Вон Елизаров у брата своего родного жену отбил… с дочерью его даже… с племянницей родной… да разве мало грешников на земле? Неужели же только я один достоин быть покаранным в светлый день воскресения твоего?! О господи… разве я по своей воле? Жизнь такая… не я сотворил её, господи, — все мы грешны пред тобою… Прости меня: сердцем каюсь тебе. Как иначе жить мне, коли есть многие, живущие хуже меня, и не наказываешь ты их?
Он стоял, прижавшись к металлу колокола, и бормотал вполголоса иссохшим от волнения языком свои молитвы и жалобы, подавленный вихрем мыслей, воспоминаний, вспыхивавших и угасавших в нём наподобие искр. Он чувствовал себя несправедливо обиженным, не по вине наказанным. В нём билось какое-то сильное слово к богу, но он никак не мог сказать его.

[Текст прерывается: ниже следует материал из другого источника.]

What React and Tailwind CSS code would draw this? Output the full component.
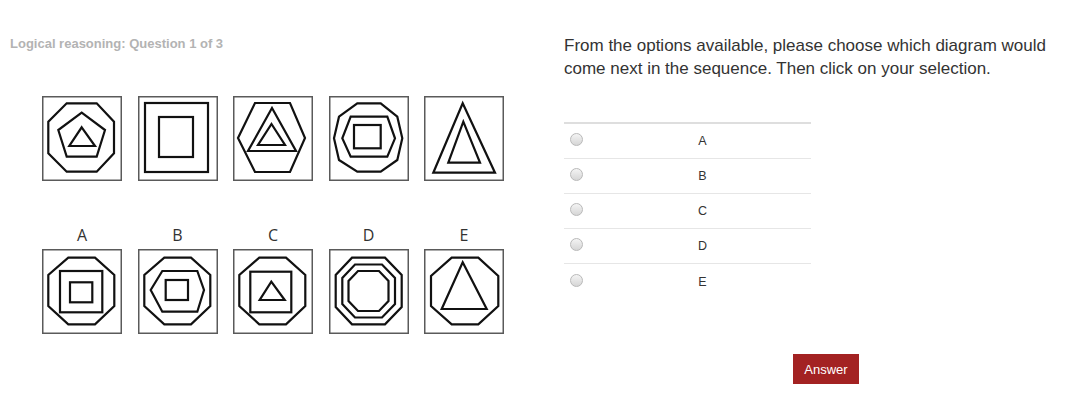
import React from "react";

// Shape frame: every diagram is an 80x85 box with a thin grey border
const Frame = ({ children }) => (
  <svg width="80" height="85" viewBox="0 0 80 85" className="block">
    <rect x="0.75" y="0.75" width="78.5" height="83.5" fill="#fff" stroke="#5a5a5a" strokeWidth="1.5" />
    <g fill="none" stroke="#111" strokeWidth="2.2" strokeLinejoin="miter">
      {children}
    </g>
  </svg>
);

const octA = "26.3,8.7 53,8.7 72.3,26 72.3,57 53,75.3 26.3,75.3 6.3,57 6.3,26";

const sequence = [
  <>
    <polygon points="24.7,7.3 54.7,7.3 72,25.7 72,57.3 54.7,75.7 24.7,75.7 6.3,57.3 6.3,25.7" />
    <polygon points="39.7,16.7 63,34 54.7,60.7 24.7,60.7 16.3,34" />
    <polygon points="39.7,31.3 53,50 27.3,50" />
  </>,
  <>
    <rect x="7" y="7" width="63" height="69" />
    <rect x="21" y="21" width="34" height="40" />
  </>,
  <>
    <polygon points="5,42 22,7 57,7 72,42 57,76 22,76" />
    <polygon points="39,12 63,55 15,55" />
    <polygon points="38.5,28 52,49 25,49" />
  </>,
  <>
    <polygon points="28.3,7.3 51.7,7.3 68.3,20.7 73.3,42.3 68.3,64 51.7,75.7 28.3,75.7 10,64 5,42.3 10,20.7" />
    <polygon points="21.7,20.7 58.3,20.7 66,42.3 58.3,60.7 21.7,60.7 13.3,42.3" />
    <rect x="25" y="29" width="26.7" height="23.3" />
  </>,
  <>
    <polygon points="38.7,7.3 71,76.7 9.3,76.7" />
    <polygon points="39.3,25.7 56,66.7 24.3,66.7" />
  </>,
];

const options = [
  {
    label: "A",
    shape: (
      <>
        <polygon points={octA} />
        <rect x="18" y="22" width="42.3" height="41.3" />
        <rect x="28" y="33.3" width="22.3" height="20" />
      </>
    ),
  },
  {
    label: "B",
    shape: (
      <>
        <polygon points={octA} />
        <polygon points="24.3,22 59.3,22 66,41 59.3,62.7 24.3,62.7 12.7,41" />
        <rect x="27.7" y="31" width="22.3" height="20" />
      </>
    ),
  },
  {
    label: "C",
    shape: (
      <>
        <polygon points={octA} />
        <rect x="17.3" y="22.7" width="41" height="40.6" />
        <polygon points="38.3,32.7 51.7,51 26.7,51" />
      </>
    ),
  },
  {
    label: "D",
    shape: (
      <>
        <polygon points="23,8.7 56,8.7 72.7,26 72.7,58 56,75.3 23,75.3 6.7,58 6.7,26" />
        <polygon points="26,15.5 53,15.5 66,29 66,55 53,68.5 26,68.5 13.3,55 13.3,29" />
        <polygon points="29,22 50,22 59.5,32 59.5,52 50,62 29,62 19.5,52 19.5,32" />
      </>
    ),
  },
  {
    label: "E",
    shape: (
      <>
        <polygon points="27.7,8.7 54.3,8.7 74.3,27 74.3,57 54.3,75.3 27.7,75.3 7,57 7,27" />
        <polygon points="38.7,13.3 62.7,60 17.7,60" />
      </>
    ),
  },
];

const Radio = () => (
  <span className="block w-[13px] h-[13px] rounded-full border border-[#b9b9b9] bg-gradient-to-b from-[#f4f4f4] to-[#d6d6d6]" />
);

export default function App() {
  return (
    <div className="w-[1080px] h-[411px] bg-white flex font-['Liberation_Sans',Arial,sans-serif] text-[#333]">
      {/* Left: the sequence and the answer diagrams */}
      <div className="w-[564px] shrink-0">
        <p className="pl-[10px] pt-[37px] text-[13px] leading-[14px] font-bold text-[#b3b3b3]">
          Logical reasoning: Question 1 of 3
        </p>
        <div className="flex gap-[15.5px] pl-[42px] mt-[45px]">
          {sequence.map((shape, i) => (
            <Frame key={i}>{shape}</Frame>
          ))}
        </div>
        <div className="flex gap-[15.5px] pl-[42px] mt-[45px]">
          {options.map((o) => (
            <div key={o.label} className="flex flex-col items-center">
              <span className="text-[16px] leading-[19px] text-[#333] font-['Open_Sans',sans-serif] mb-[4px]">
                {o.label}
              </span>
              <Frame>{o.shape}</Frame>
            </div>
          ))}
        </div>
      </div>

      {/* Right: question text, options table and answer button */}
      <div className="flex-1 pt-[34px]">
        <p className="text-[17px] leading-[23px] text-[#333] w-[495px]">
          From the options available, please choose which diagram would come next in the sequence. Then click on your selection.
        </p>
        <div className="w-[247px] mt-[42px] border-t-2 border-[#dedede]">
          {options.map((o, i) => (
            <div
              key={o.label}
              className={`flex items-center h-[35px] ${i < options.length - 1 ? "border-b border-[#e6e6e6]" : ""}`}
            >
              <div className="w-[30px] pl-[6px] -mt-[3px]">
                <Radio />
              </div>
              <div className="flex-1 text-center text-[12.5px] leading-[14px] text-[#333]">{o.label}</div>
            </div>
          ))}
        </div>
        <button className="ml-[229px] mt-[55px] w-[66px] h-[30px] bg-[#a32222] text-white text-[13px] leading-[15px]">
          Answer
        </button>
      </div>
    </div>
  );
}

Предутренняя свежесть охватила его разгорячённое тело; он вздрогнул и надел поддёвку, отойдя от колокола… Когда он уходил, то погладил его рукой, как бы жалея гулкую медь. Он сел на верхнюю ступеньку лестницы и, спустив ноги вниз, задумался, глядя вдаль и чувствуя внутри себя щемящий сердце тоскливый холод.
…Снизу кто-то шёл… Вот на повороте лестницы показалась лысая голова Луки. Он чуть не наткнулся на Прахова, остановился, почесал поясницу и равнодушно заговорил:
— А я было… к обедне ударить иду… Как колокол-то? Лопнул, говорят?
— В полиелей ударь… — кратко бросил ему Антип Никитич.
— Это можно… Лопнул, видно, и в самом деле… Оказия-то! Под светло христово воскресенье и — вдруг… Грехи, видно, наши… Не стерпела медь-то…
По мере того как он спускался всё ниже по скрипучим ступеням лестницы, спокойный голос его становился всё слабее и наконец замер. Прахов, когда Лука уходил, смотрел сверху вниз на его лысину и думал, — жалеет его Лука или нет? И, так как лысина блестела металлически холодно, — Прахов заключил, что Луке всё равно и что он ничуть не жалеет его.
— Господи помилуй! — вздохнул он.
В голове его неумолкаемо звучало эхо колокольного звона, и каждый удар имел странное свойство будить прошлое.
Возникали в памяти картины и события, давно уже забытые им. И едкое чувство тоски жгло его сердце, всё усиливаясь и возрастая. Вспоминая прошлую жизнь, он видел в ней много такого, чего бы он мог и не делать и что не отягощало бы теперь его душу. Много было в его жизни излишней жестокости к людям и жадности к деньгам…
…А уже день наступал.
Там, на горизонте, откуда выплыла в небо туча, светилась бледно-розовая полоска света, и тусклые пятна воды на лугах стали светлее, точно пыль лежала на них и теперь поднялась.
Туча в небе над колокольней разорвалась на пышные тёмные куски, и они медленно расползались в пространстве, открывая голубые пятна неба со звёздами, уже терявшими свой блеск в предчувствии рассвета…
— Христос воскресе! — чуть донёсся до колокольни возглас священника.
Антип Никитич дрогнул и встал на ноги… Там, внизу, раздался странный гул, похожий на внезапный порыв ветра, налетевший на лес.